The debuggerAddress clashes with the other options and throws a InvalidArgumentException but once the other lines are removed it works and I can freely call different scripts on the same opened browser using this format. Operating in this way makes the browser detectable but that does not have any effect on my workflow. I'm not sure what makes Syntax #9 work whereas the other things (above, among many other ideas today) I've tried aren't. It's probably user error, but I'm at a total loss.

mdmintz commented 10 months ago

Hello, so once you run the code below, it'll open the web page and then activate a breakpoint. (c + Return to continue)

from seleniumbase import Driver

driver = Driver(uc=True, remote_debug=True)
try:
    driver.get("https://google.com")
    import pdb; pdb.set_trace()
finally:
    driver.quit()

While in the breakpoint, you should be able to navigate to chrome://inspect/#devices and see the Google page show up there. That shows it works. (Port 9222)

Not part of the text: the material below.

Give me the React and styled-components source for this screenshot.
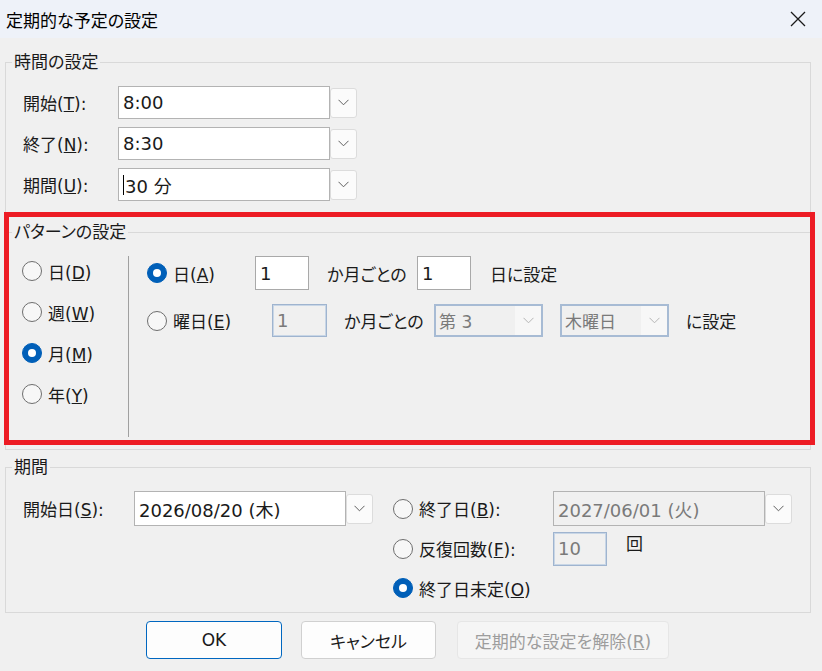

Screenshot 2023-11-02 at 4 31 09 PM

And then after inspecting the page:

Screenshot 2023-11-02 at 4 27 43 PM

If you're not using UC Mode, you should be able to connect to an already-opened web browser. You can use Syntax Format 9 for complete customization, as you have already done.

But with UC Mode, it needs to spin up the browser that it attaches to in order for it to work. UC Mode modifies chromedriver, which in turn modifies how Chrome works. The new settings aren't compatible with the old, hence the reason why passing a user-data-dir from regular Chrome will get you detected with UC Chrome, etc. Remote debugging is also affected by this.

But the good news is that UC Mode already has what you need to avoid detection with default settings. It handles the tricky things for you such as remote-debug handling, user-data-dir handling, etc. But perhaps you'll get to where you want to go with the Syntax Format 9 customizations.